### SET EXERCISE
Across the entries below, how many lines contain the string "this"? Give only the count.

### RAW RECORDS
::::::::

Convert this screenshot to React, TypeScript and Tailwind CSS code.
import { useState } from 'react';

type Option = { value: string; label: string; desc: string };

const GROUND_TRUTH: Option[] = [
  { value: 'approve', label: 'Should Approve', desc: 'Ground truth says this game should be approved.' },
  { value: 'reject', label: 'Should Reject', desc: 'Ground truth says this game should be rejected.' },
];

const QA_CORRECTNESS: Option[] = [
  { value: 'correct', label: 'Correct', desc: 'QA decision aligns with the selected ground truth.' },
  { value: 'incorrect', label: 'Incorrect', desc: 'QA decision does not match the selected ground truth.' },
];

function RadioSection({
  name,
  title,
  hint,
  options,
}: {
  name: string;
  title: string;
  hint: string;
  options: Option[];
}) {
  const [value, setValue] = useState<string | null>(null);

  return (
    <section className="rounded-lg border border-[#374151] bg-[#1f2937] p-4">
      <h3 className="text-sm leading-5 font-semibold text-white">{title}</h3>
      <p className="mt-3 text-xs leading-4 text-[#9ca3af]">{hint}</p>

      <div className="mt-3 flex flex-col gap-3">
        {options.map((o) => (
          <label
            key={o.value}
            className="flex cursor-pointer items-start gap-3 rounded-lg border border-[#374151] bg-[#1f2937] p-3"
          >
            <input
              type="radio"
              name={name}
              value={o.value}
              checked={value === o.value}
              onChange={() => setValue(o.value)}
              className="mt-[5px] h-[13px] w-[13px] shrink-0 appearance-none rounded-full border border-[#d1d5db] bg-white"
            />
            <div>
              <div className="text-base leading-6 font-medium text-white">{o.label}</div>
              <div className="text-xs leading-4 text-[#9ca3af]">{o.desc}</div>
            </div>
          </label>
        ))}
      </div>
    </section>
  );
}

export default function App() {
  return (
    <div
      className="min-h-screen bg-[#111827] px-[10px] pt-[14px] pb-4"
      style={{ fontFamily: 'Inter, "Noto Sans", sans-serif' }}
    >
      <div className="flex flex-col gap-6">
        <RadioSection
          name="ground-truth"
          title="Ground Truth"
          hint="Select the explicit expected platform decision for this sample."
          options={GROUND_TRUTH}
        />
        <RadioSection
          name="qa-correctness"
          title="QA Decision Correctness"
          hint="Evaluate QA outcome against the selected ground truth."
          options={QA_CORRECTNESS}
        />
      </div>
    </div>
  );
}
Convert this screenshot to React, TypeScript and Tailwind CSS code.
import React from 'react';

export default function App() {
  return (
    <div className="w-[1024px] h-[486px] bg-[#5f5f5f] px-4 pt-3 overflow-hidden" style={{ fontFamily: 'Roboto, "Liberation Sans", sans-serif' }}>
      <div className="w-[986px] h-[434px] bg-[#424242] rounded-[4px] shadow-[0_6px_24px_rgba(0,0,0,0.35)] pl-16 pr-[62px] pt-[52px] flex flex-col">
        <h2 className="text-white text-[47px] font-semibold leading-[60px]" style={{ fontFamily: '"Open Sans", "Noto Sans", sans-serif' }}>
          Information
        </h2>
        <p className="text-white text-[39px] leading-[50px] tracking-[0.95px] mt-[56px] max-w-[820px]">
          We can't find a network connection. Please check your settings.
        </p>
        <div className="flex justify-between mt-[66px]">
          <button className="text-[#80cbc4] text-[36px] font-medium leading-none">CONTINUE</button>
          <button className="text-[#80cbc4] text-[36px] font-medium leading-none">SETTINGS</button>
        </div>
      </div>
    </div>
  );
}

::::::::

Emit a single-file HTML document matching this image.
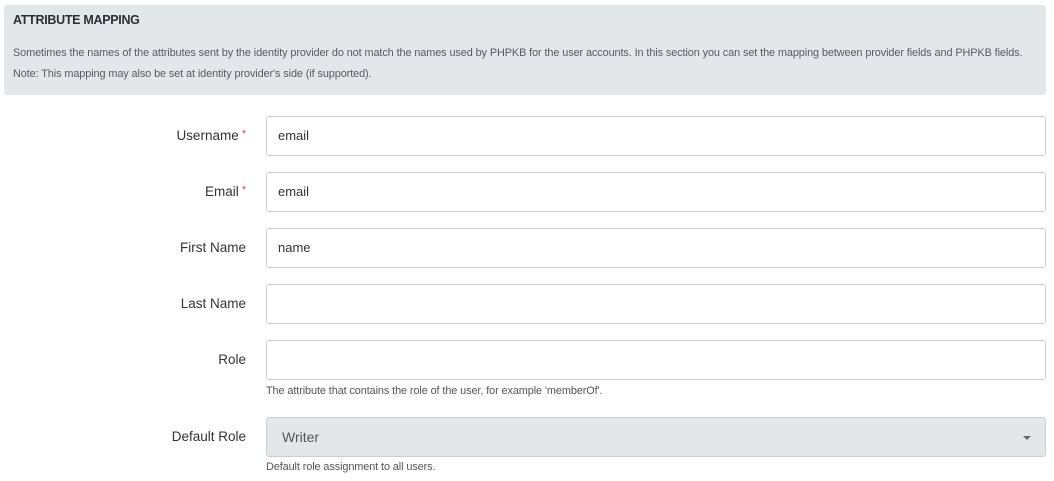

::::::::

### IN RESPONSE
6